RE: Swimming in a sea of bad data
(in response to HEATHER STACCO)

Hi Heather,

By no means are you alone.  Reading between the lines of what you've written, I would guess that the reason you're in this situation is that the company sees Data Management as an expense, not an asset.  By starving the department, the leadership team has made it worse over the years.  Not to say there haven't been improvements, but I have to believe you're at about a -2 on the maturity scale. 

In order to justify the budget needed for consultants (or even your own staff to work on improvements instead of simply keeping the lights on), my suggestion is to focus on the risk, and quantify the cost of when things go wrong.  One of my previous employers was reluctant to spend a million dollars on a data quality improvement project - they ultimately paid one of our customers 30 million dollars in a lawsuit directly related to that data quality issue.

As far as practical approach, it sounds like you're approaching the problem in the correct manner - focus on the key elements of the organization and then work your way out.  A pro tip - learn and incorporate best practices in ABC (Audit, Balance and Control).  That makes it easier to pinpoint where things go wrong, and gives you that confidence that you're looking for (the 'if you move it, prove it'). 

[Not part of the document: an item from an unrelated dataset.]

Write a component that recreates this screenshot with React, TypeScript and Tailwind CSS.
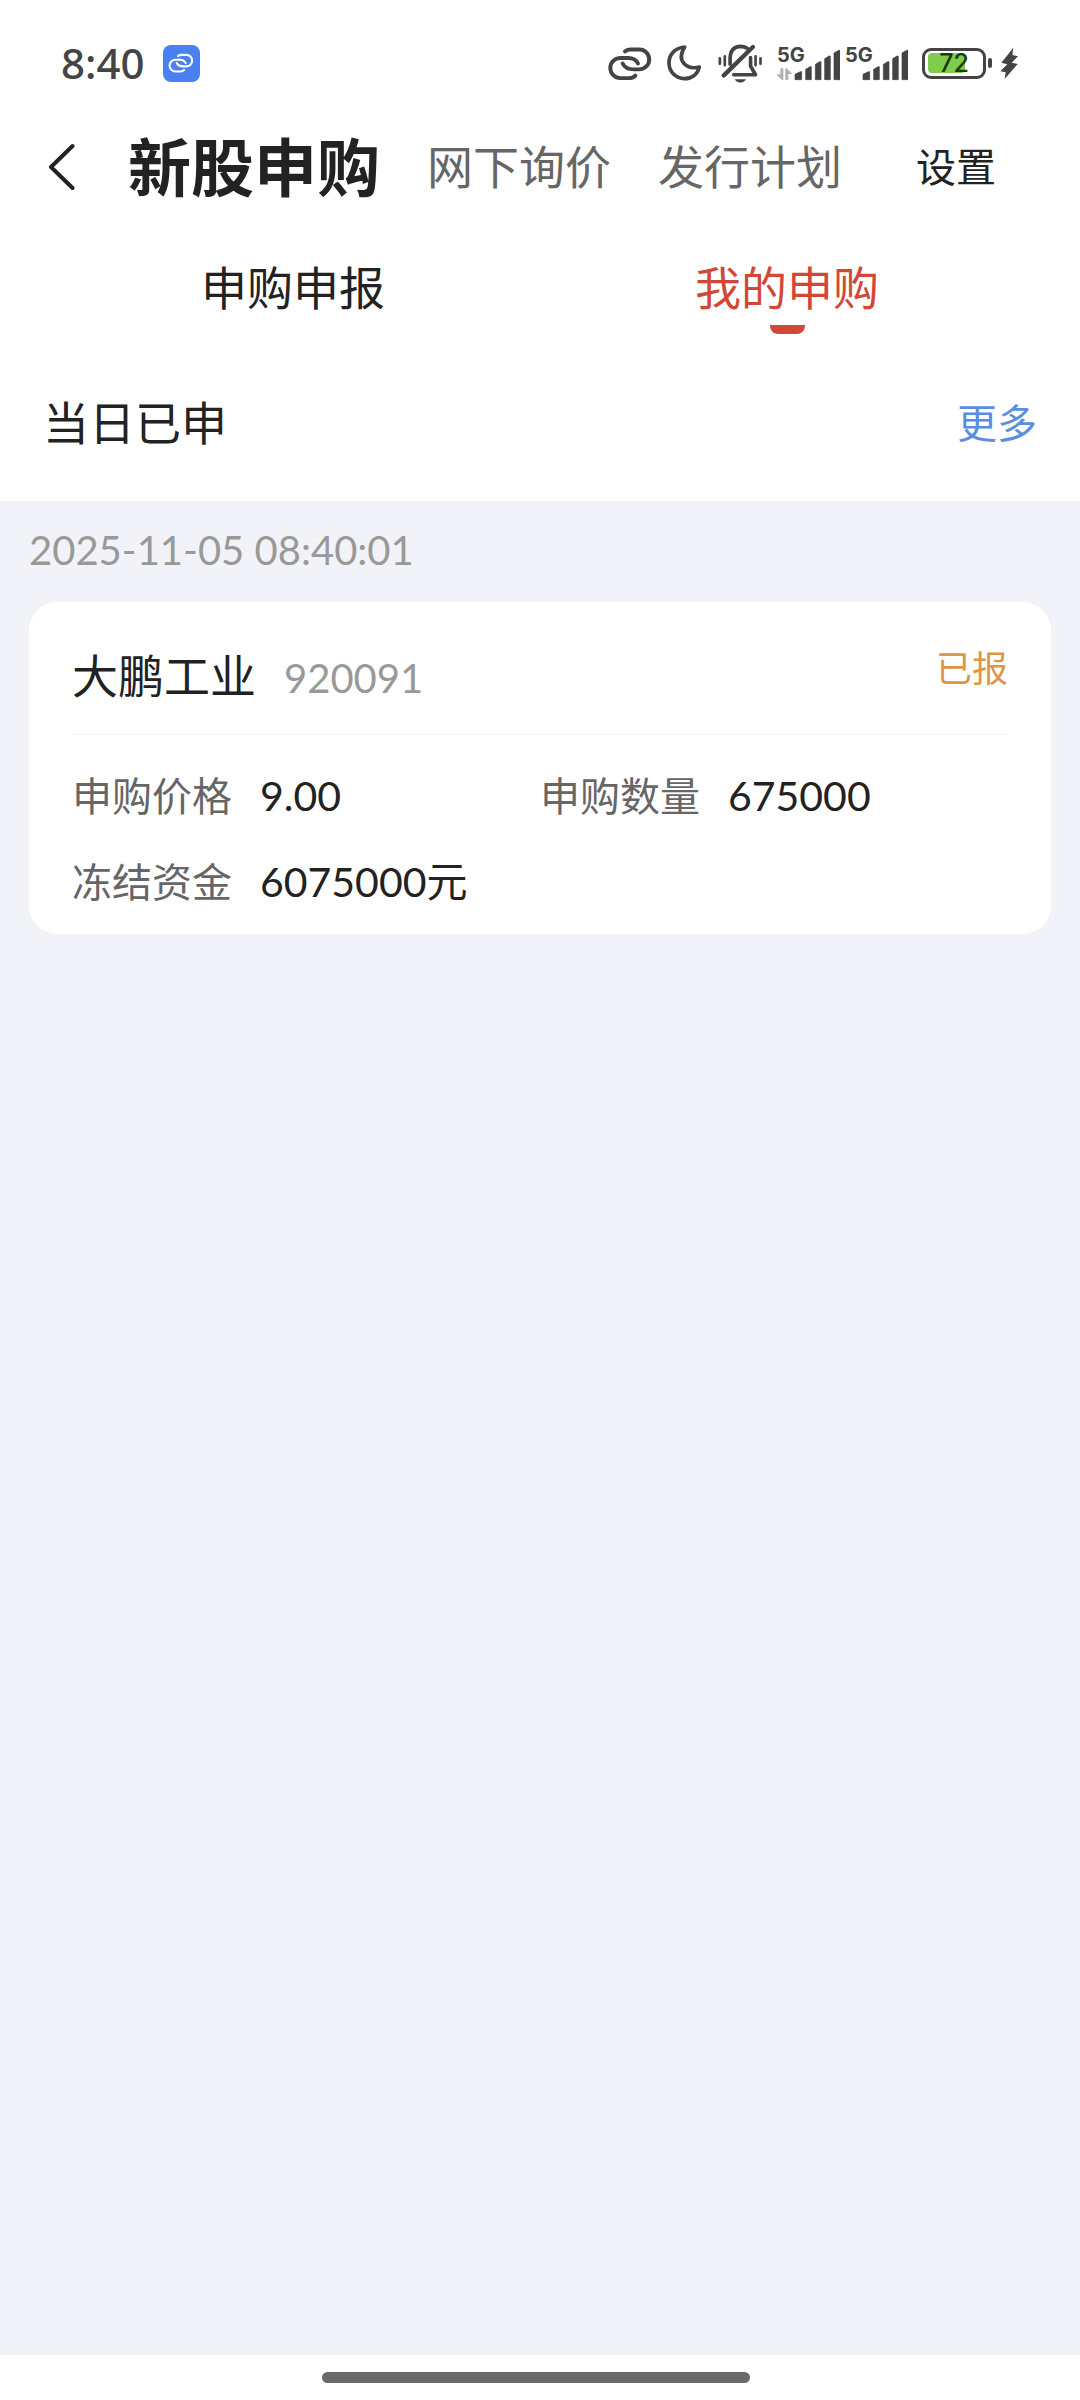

Another suggestion would be to take the time to document what you have, in simple/conceptual pictures.  This makes it easier for the management folks to have some insight into the challenges and dependencies.  You can use that as your basis for your gap analysis and roadmap, so that they will better understand that this is going to take time, that there are things that need to be done in a proper order, that there are eatable pieces to getting it done.

Good luck!

CH

william burkett

RE: Swimming in a sea of bad data
(in response to HEATHER STACCO)

I'm very late to the party here, but if Data Quality is the issue, I'd recommend Danette McGilvray's book "Executing Data Quality Projects".  I'm a tough audience and this is one of the few data-related books I'd recommend. (And I think Ms. McGilvray is a contributor to this forum, somewhere.)